Probabilmente, l’incontro di civiltà Altre rispetto alle nostre è stato ipotizzato da scrittori, cineasti, artisti, musicisti, filosofi, ecc. Craig Leon non è da meno, visto che propone un secondo volume dell’antologia di Musica Popolare Interplanetaria, seguendo il primo volume pubblicato sempre da RVNG. In questo secondo volume, notiamo che il sound si è sicuramente “attualizzato” rispetto al previo capitolo. Difatti, se è vero che nel bagaglio culturale di Leon ci sono i miti creati dalle tribu del Mali, dagli alieni semianfibi Nommos che hanno viaggiato per la galassia (1981 il capitolo “Nommos” e nel 1982 “Visiting” – rispettivamente l’astrattezza luminosa e la vacuità oscura, riproposti appunto previamente dall’etichetta Newyorchese), è anche vero che questo bagaglio che si porta appresso, rimane pur sempre sulla terra.

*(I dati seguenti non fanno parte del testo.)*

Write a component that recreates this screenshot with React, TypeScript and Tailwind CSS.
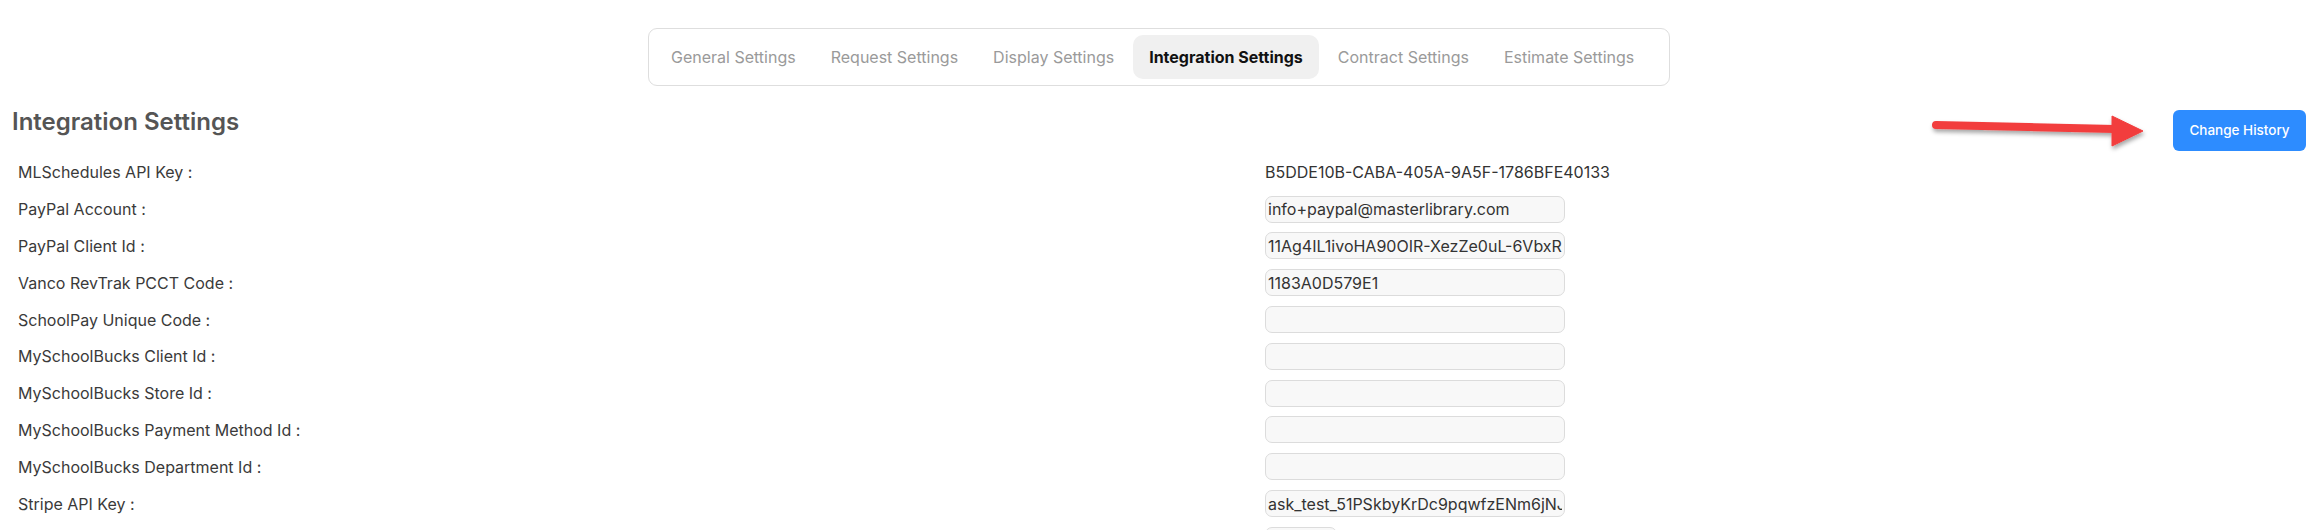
import React from "react";

const TABS = [
  "General Settings",
  "Request Settings",
  "Display Settings",
  "Integration Settings",
  "Contract Settings",
  "Estimate Settings",
];
const ACTIVE_TAB = "Integration Settings";

type Row = { label: string; value?: string; plain?: boolean; small?: boolean };

const ROWS: Row[] = [
  { label: "MLSchedules API Key :", value: "B5DDE10B-CABA-405A-9A5F-1786BFE40133", plain: true },
  { label: "PayPal Account :", value: "info+paypal@masterlibrary.com" },
  { label: "PayPal Client Id :", value: "11Ag4IL1ivoHA90OIR-XezZe0uL-6VbxRkQ2mTz" },
  { label: "Vanco RevTrak PCCT Code :", value: "1183A0D579E1" },
  { label: "SchoolPay Unique Code :", value: "" },
  { label: "MySchoolBucks Client Id :", value: "" },
  { label: "MySchoolBucks Store Id :", value: "" },
  { label: "MySchoolBucks Payment Method Id :", value: "" },
  { label: "MySchoolBucks Department Id :", value: "" },
  { label: "Stripe API Key :", value: "ask_test_51PSkbyKrDc9pqwfzENm6jNJxQ7" },
  { label: "", value: "", small: true },
];

function RedArrow() {
  return (
    <svg
      className="pointer-events-none absolute left-[1925px] top-[108px]"
      width="230"
      height="50"
      viewBox="0 0 230 50"
      aria-hidden="true"
    >
      <defs>
        <filter id="arrowShadow" x="-10%" y="-50%" width="120%" height="200%">
          <feDropShadow dx="1" dy="3" stdDeviation="2" floodColor="#000" floodOpacity="0.35" />
        </filter>
      </defs>
      <g filter="url(#arrowShadow)" fill="#f23d3d" stroke="#f23d3d">
        <line x1="11" y1="17" x2="190" y2="21" strokeWidth="8" strokeLinecap="round" />
        <polygon points="187,8 218,23 187,38" strokeWidth="1" strokeLinejoin="round" />
      </g>
    </svg>
  );
}

export default function App() {
  return (
    <div className="relative h-[530px] w-full overflow-hidden bg-white font-['Inter',sans-serif] text-[16px] text-[#333]">
      <div className="flex justify-center pt-[28px]">
        <div className="ml-[7px] flex h-[58px] w-[1022px] items-center gap-[3px] rounded-[9px] border border-[#dedede] bg-white pl-[6px]">
          {TABS.map((tab) => {
            const isActive = tab === ACTIVE_TAB;
            return (
              <div
                key={tab}
                className={
                  isActive
                    ? "flex h-[44px] items-center rounded-[10px] bg-[#f0f0f0] px-[16px] font-bold text-[#111]"
                    : "flex h-[44px] items-center px-[16px] text-[#9a9a9a]"
                }
              >
                {tab}
              </div>
            );
          })}
        </div>
      </div>

      <div className="mt-[20px] flex items-start justify-between pl-[12px] pr-[5px]">
        <h2 className="text-[24px] font-semibold leading-[32px] text-[#555]">Integration Settings</h2>
        <button
          type="button"
          className="mt-[4px] h-[41px] w-[133px] rounded-[6px] bg-[#2d8cff] text-[13.5px] font-medium text-white"
        >
          Change History
        </button>
      </div>

      <div className="mt-[3px] pl-[18px]">
        {ROWS.map((row, i) => (
          <div key={i} className="flex h-[36.8px] items-center">
            <div className="w-[1247px] shrink-0 leading-[20px] text-[#3a3a3a]">{row.label}</div>
            {row.plain ? (
              <div className="leading-[20px]">{row.value}</div>
            ) : (
              <input
                readOnly
                value={row.value}
                className={
                  (row.small ? "w-[72px] " : "w-[300px] ") +
                  "h-[27px] rounded-[7px] border border-[#dcdcdc] bg-[#f8f8f8] px-[2px] text-[16px] text-[#333] outline-none"
                }
              />
            )}
          </div>
        ))}
      </div>

      <RedArrow />
    </div>
  );
}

E da qui abbiamo il secondo capitolo, “The Canon“, il canone, appunto, che riprende il cammino da dove era stato abbandonato con “Nommos” e “Visiting“, e prende le mosse dal libro che descrive il percorso degli alieni Dogon che viene trascritto su questo libro (“The Canon“) come esplorazione interna, come una guida di morale e di filosofia. Gira e rigira, quello che Leon ha sempre sostenuto è che le radici della nostra civiltà, quella Occidentale, non può che averle nel grande oltre, nell’”ignoto spazio profondo”, per citare un celebre docu(fiction)film. Grazie alla partnership di Cassell Webb, che ha volutamente ricercato i suoni di “Nommos” e “Visiting”, per espanderli e attualizzarli,

L’approccio cosmic/space si inserisce all’interno di una musica “tribale”, tutt’altro che cosmica, nonostante la futuribilità. Se infatti ci dobbiamo soffermare sull’aspetto prettamente musicale, noteremo che le lunghe tracce che compongono il disco, si spostano su vari fronti in cui l’ambient, l’elettronica, l’IDM e una buona sana dose di real-time play, attualizzano questo pastiche sonoro che speriamo possa avere altri sequel o prequel. In fondo, la questione temporale è una questione meramente terrestre.